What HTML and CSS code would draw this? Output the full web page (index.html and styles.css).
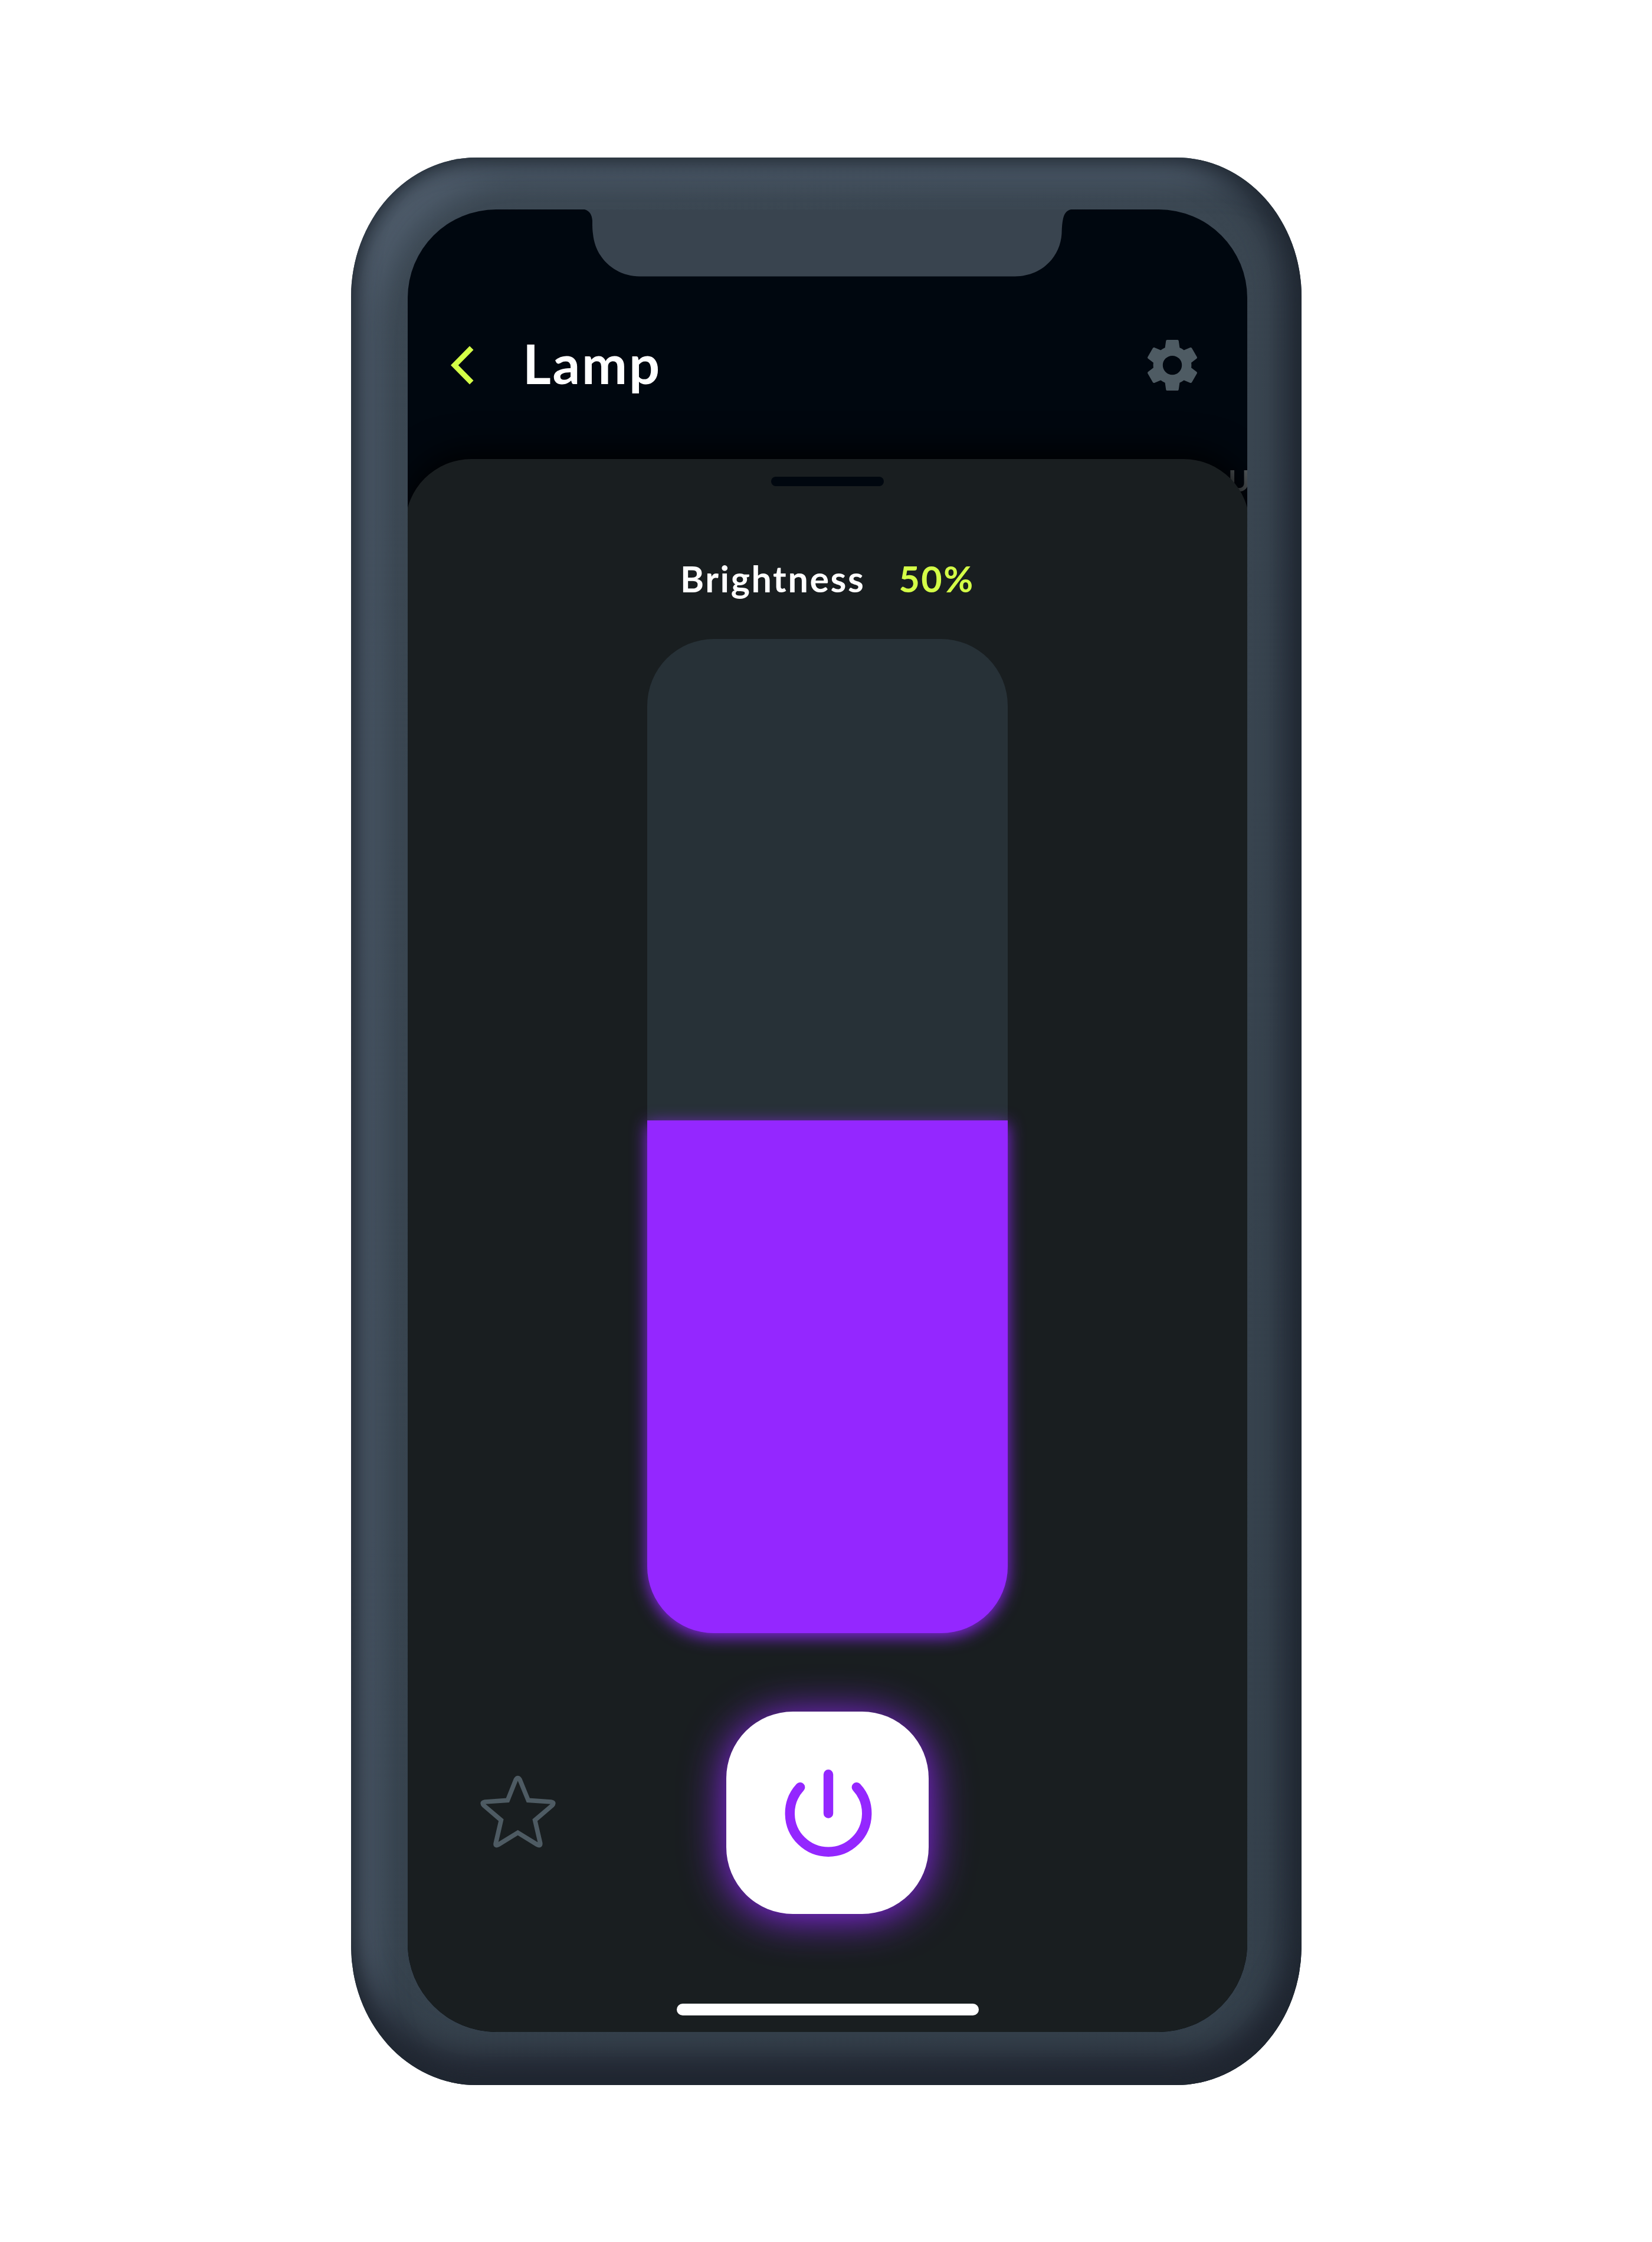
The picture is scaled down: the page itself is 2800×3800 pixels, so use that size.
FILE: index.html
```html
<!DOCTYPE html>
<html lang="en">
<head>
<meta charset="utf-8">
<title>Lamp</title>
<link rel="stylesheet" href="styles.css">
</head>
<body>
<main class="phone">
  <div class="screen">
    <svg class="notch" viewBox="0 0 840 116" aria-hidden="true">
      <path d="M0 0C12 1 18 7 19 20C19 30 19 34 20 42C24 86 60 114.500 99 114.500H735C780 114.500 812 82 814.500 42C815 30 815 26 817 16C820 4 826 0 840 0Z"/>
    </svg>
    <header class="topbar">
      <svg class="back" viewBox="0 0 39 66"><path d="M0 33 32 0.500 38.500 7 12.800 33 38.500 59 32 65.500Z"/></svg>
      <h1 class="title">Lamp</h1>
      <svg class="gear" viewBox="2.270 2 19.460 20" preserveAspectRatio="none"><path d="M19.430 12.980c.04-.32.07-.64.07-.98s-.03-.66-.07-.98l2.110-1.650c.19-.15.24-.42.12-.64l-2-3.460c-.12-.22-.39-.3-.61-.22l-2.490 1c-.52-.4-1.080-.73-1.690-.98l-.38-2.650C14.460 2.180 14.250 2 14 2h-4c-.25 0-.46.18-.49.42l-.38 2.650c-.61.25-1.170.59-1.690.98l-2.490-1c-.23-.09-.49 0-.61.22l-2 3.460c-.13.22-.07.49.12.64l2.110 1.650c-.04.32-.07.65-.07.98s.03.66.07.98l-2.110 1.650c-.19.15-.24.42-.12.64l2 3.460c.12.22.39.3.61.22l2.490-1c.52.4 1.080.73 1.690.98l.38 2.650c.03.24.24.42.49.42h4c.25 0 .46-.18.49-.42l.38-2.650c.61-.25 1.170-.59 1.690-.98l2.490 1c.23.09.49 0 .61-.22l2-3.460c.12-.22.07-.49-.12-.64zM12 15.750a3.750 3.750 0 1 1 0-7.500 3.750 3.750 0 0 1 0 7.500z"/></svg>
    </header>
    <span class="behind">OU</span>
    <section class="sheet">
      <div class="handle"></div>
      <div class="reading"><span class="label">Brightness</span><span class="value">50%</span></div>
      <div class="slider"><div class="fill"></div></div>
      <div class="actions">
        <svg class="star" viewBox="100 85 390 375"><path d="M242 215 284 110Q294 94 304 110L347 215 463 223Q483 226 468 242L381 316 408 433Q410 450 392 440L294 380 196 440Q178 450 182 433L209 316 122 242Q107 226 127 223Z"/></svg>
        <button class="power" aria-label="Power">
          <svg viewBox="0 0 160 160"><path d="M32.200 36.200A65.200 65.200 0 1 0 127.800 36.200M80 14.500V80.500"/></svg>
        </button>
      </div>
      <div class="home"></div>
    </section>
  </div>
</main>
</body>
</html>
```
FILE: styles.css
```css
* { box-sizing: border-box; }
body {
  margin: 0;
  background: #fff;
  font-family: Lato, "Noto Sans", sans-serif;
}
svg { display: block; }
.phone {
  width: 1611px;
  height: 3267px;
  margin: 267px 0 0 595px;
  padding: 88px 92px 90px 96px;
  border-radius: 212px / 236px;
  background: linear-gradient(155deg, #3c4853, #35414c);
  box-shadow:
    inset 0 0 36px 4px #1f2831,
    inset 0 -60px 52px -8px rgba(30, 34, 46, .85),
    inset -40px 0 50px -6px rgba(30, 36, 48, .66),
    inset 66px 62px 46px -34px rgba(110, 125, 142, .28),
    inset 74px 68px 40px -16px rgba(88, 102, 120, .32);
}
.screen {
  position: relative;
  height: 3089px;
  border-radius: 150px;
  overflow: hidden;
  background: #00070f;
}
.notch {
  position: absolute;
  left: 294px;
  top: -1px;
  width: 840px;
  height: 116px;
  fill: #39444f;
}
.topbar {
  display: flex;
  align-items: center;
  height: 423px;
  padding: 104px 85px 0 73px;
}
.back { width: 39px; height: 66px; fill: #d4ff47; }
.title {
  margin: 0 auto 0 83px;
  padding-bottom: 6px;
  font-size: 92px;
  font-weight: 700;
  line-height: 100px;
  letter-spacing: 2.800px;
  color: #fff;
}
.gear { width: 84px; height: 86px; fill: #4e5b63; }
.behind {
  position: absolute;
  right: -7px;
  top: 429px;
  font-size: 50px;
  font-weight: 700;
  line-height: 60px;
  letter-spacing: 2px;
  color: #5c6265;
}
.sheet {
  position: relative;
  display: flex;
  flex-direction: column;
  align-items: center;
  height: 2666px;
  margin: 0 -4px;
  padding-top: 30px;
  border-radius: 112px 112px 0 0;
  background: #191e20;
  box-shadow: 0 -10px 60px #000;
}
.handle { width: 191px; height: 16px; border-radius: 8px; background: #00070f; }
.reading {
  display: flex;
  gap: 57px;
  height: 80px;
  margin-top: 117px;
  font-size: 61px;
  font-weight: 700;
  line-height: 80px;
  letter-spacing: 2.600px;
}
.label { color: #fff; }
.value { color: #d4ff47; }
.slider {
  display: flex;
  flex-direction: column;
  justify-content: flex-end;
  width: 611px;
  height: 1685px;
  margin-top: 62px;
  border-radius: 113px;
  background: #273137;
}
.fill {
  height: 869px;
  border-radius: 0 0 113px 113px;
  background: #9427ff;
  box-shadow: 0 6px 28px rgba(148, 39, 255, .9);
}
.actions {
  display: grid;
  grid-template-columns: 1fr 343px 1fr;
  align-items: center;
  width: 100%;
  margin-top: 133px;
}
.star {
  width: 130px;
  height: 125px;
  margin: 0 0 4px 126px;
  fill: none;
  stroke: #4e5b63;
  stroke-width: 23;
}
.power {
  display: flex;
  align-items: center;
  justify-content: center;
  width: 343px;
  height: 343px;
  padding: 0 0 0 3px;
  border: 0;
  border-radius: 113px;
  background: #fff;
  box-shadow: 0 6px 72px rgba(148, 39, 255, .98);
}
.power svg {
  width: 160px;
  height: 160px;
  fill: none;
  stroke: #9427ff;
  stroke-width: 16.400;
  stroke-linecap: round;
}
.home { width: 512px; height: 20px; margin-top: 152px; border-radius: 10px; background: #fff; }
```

• • • • • • •

OBJECTIVE |
Without the pictures, print the whole listing exactly as given.

FINISHED ANSWER |
What HTML and CSS code would draw this? Output the full web page (index.html and styles.css).
The picture is scaled down: the page itself is 2800×3800 pixels, so use that size.
FILE: index.html
```html
<!DOCTYPE html>
<html lang="en">
<head>
<meta charset="utf-8">
<title>Lamp</title>
<link rel="stylesheet" href="styles.css">
</head>
<body>
<main class="phone">
  <div class="screen">
    <svg class="notch" viewBox="0 0 840 116" aria-hidden="true">
      <path d="M0 0C12 1 18 7 19 20C19 30 19 34 20 42C24 86 60 114.500 99 114.500H735C780 114.500 812 82 814.500 42C815 30 815 26 817 16C820 4 826 0 840 0Z"/>
    </svg>
    <header class="topbar">
      <svg class="back" viewBox="0 0 39 66"><path d="M0 33 32 0.500 38.500 7 12.800 33 38.500 59 32 65.500Z"/></svg>
      <h1 class="title">Lamp</h1>
      <svg class="gear" viewBox="2.270 2 19.460 20" preserveAspectRatio="none"><path d="M19.430 12.980c.04-.32.07-.64.07-.98s-.03-.66-.07-.98l2.110-1.650c.19-.15.24-.42.12-.64l-2-3.460c-.12-.22-.39-.3-.61-.22l-2.490 1c-.52-.4-1.080-.73-1.690-.98l-.38-2.650C14.460 2.180 14.250 2 14 2h-4c-.25 0-.46.18-.49.42l-.38 2.650c-.61.25-1.170.59-1.690.98l-2.490-1c-.23-.09-.49 0-.61.22l-2 3.460c-.13.22-.07.49.12.64l2.110 1.650c-.04.32-.07.65-.07.98s.03.66.07.98l-2.110 1.650c-.19.15-.24.42-.12.64l2 3.460c.12.22.39.3.61.22l2.490-1c.52.4 1.080.73 1.690.98l.38 2.650c.03.24.24.42.49.42h4c.25 0 .46-.18.49-.42l.38-2.650c.61-.25 1.170-.59 1.690-.98l2.490 1c.23.09.49 0 .61-.22l2-3.460c.12-.22.07-.49-.12-.64zM12 15.750a3.750 3.750 0 1 1 0-7.500 3.750 3.750 0 0 1 0 7.500z"/></svg>
    </header>
    <span class="behind">OU</span>
    <section class="sheet">
      <div class="handle"></div>
      <div class="reading"><span class="label">Brightness</span><span class="value">50%</span></div>
      <div class="slider"><div class="fill"></div></div>
      <div class="actions">
        <svg class="star" viewBox="100 85 390 375"><path d="M242 215 284 110Q294 94 304 110L347 215 463 223Q483 226 468 242L381 316 408 433Q410 450 392 440L294 380 196 440Q178 450 182 433L209 316 122 242Q107 226 127 223Z"/></svg>
        <button class="power" aria-label="Power">
          <svg viewBox="0 0 160 160"><path d="M32.200 36.200A65.200 65.200 0 1 0 127.800 36.200M80 14.500V80.500"/></svg>
        </button>
      </div>
      <div class="home"></div>
    </section>
  </div>
</main>
</body>
</html>
```
FILE: styles.css
```css
* { box-sizing: border-box; }
body {
  margin: 0;
  background: #fff;
  font-family: Lato, "Noto Sans", sans-serif;
}
svg { display: block; }
.phone {
  width: 1611px;
  height: 3267px;
  margin: 267px 0 0 595px;
  padding: 88px 92px 90px 96px;
  border-radius: 212px / 236px;
  background: linear-gradient(155deg, #3c4853, #35414c);
  box-shadow:
    inset 0 0 36px 4px #1f2831,
    inset 0 -60px 52px -8px rgba(30, 34, 46, .85),
    inset -40px 0 50px -6px rgba(30, 36, 48, .66),
    inset 66px 62px 46px -34px rgba(110, 125, 142, .28),
    inset 74px 68px 40px -16px rgba(88, 102, 120, .32);
}
.screen {
  position: relative;
  height: 3089px;
  border-radius: 150px;
  overflow: hidden;
  background: #00070f;
}
.notch {
  position: absolute;
  left: 294px;
  top: -1px;
  width: 840px;
  height: 116px;
  fill: #39444f;
}
.topbar {
  display: flex;
  align-items: center;
  height: 423px;
  padding: 104px 85px 0 73px;
}
.back { width: 39px; height: 66px; fill: #d4ff47; }
.title {
  margin: 0 auto 0 83px;
  padding-bottom: 6px;
  font-size: 92px;
  font-weight: 700;
  line-height: 100px;
  letter-spacing: 2.800px;
  color: #fff;
}
.gear { width: 84px; height: 86px; fill: #4e5b63; }
.behind {
  position: absolute;
  right: -7px;
  top: 429px;
  font-size: 50px;
  font-weight: 700;
  line-height: 60px;
  letter-spacing: 2px;
  color: #5c6265;
}
.sheet {
  position: relative;
  display: flex;
  flex-direction: column;
  align-items: center;
  height: 2666px;
  margin: 0 -4px;
  padding-top: 30px;
  border-radius: 112px 112px 0 0;
  background: #191e20;
  box-shadow: 0 -10px 60px #000;
}
.handle { width: 191px; height: 16px; border-radius: 8px; background: #00070f; }
.reading {
  display: flex;
  gap: 57px;
  height: 80px;
  margin-top: 117px;
  font-size: 61px;
  font-weight: 700;
  line-height: 80px;
  letter-spacing: 2.600px;
}
.label { color: #fff; }
.value { color: #d4ff47; }
.slider {
  display: flex;
  flex-direction: column;
  justify-content: flex-end;
  width: 611px;
  height: 1685px;
  margin-top: 62px;
  border-radius: 113px;
  background: #273137;
}
.fill {
  height: 869px;
  border-radius: 0 0 113px 113px;
  background: #9427ff;
  box-shadow: 0 6px 28px rgba(148, 39, 255, .9);
}
.actions {
  display: grid;
  grid-template-columns: 1fr 343px 1fr;
  align-items: center;
  width: 100%;
  margin-top: 133px;
}
.star {
  width: 130px;
  height: 125px;
  margin: 0 0 4px 126px;
  fill: none;
  stroke: #4e5b63;
  stroke-width: 23;
}
.power {
  display: flex;
  align-items: center;
  justify-content: center;
  width: 343px;
  height: 343px;
  padding: 0 0 0 3px;
  border: 0;
  border-radius: 113px;
  background: #fff;
  box-shadow: 0 6px 72px rgba(148, 39, 255, .98);
}
.power svg {
  width: 160px;
  height: 160px;
  fill: none;
  stroke: #9427ff;
  stroke-width: 16.400;
  stroke-linecap: round;
}
.home { width: 512px; height: 20px; margin-top: 152px; border-radius: 10px; background: #fff; }
```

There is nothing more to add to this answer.